A new NCB Capital report looks at the impact of changing gas prices which could rise from US$0.75/mmbtu to US$1.5/mmbtu at the start of 2012 on the local petrochemical companies in Saudi Arabia.

According to report, petrochemical producers Sipchem, Safco and Sabic will face the greatest impact by revisions to natural gas prices, while Tasnee and Sahara will face the least.

Facing difficulty

The report states that Saudi petrochemical firms "procure natural gas at one of the lowest prices globally. However they are facing difficulty in gaining new allocations of ethane at the current subsidised price of US$0.75/mmbtu for their capacity expansion plans due to increasing domestic consumption of gas."

Consumption to outpace supply

The report states highlighted the EIU statistics which shows that: "consumption is expected to outpace supply growth and expand at an average rate of 8.7 per cent during 2009-2020."

Greatest impact

Of the eight Saudi petrochemical companies, NCB Capital believes that: "Sipchem's profitability would be impacted the most if the price of natural gas is increased to a level higher than we currently expect." SAFCO would also be affected due to its dependency on natural gas as its single feedstock.

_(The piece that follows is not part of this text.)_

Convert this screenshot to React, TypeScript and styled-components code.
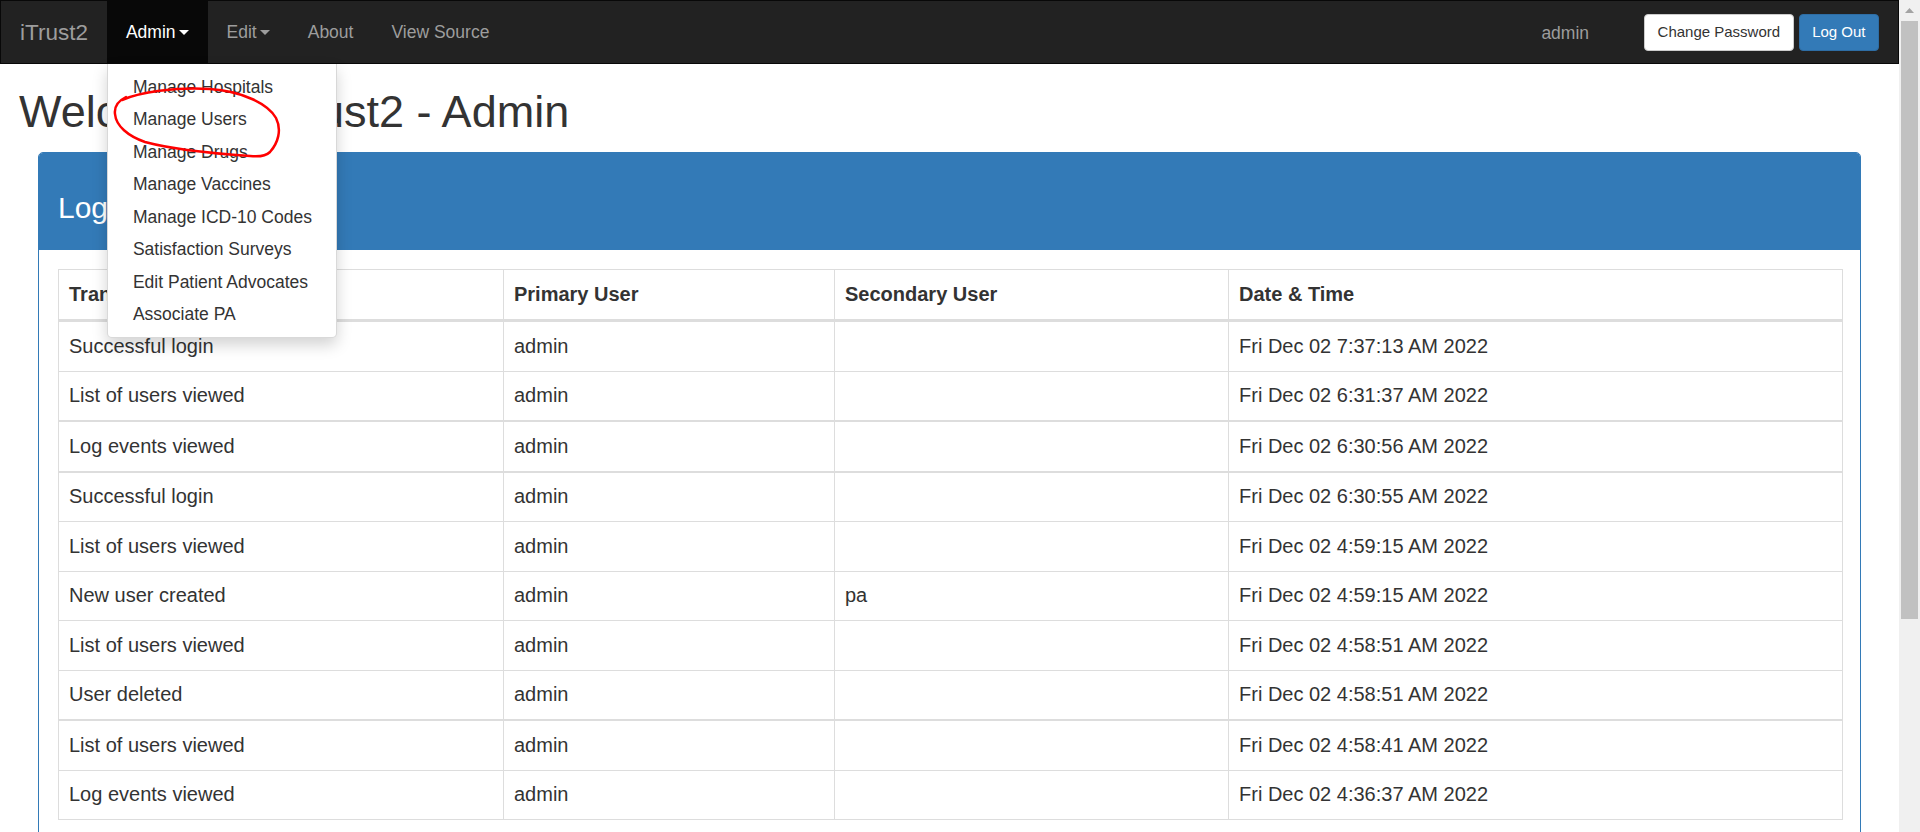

NCB Capital argues that the impact on SABIC will be lower, thanks to the company's diversified feedstock and product mix. However, the impact of the increase in production cost for Tasnee: "is becoming diluted due to a favorable outlook for titanium dioxide prices and demand."

NCB Capital believes that amongst the remaining three companies, Petrochem, Yansab and Saudi Kayan will not be impacted as these firms have secured feedstock at US$0.75/mmbtu beyond 2012.

Sahara's exposure is limited and is only through its associate Saudi Ethylene and Polyethylene Company (SEPC).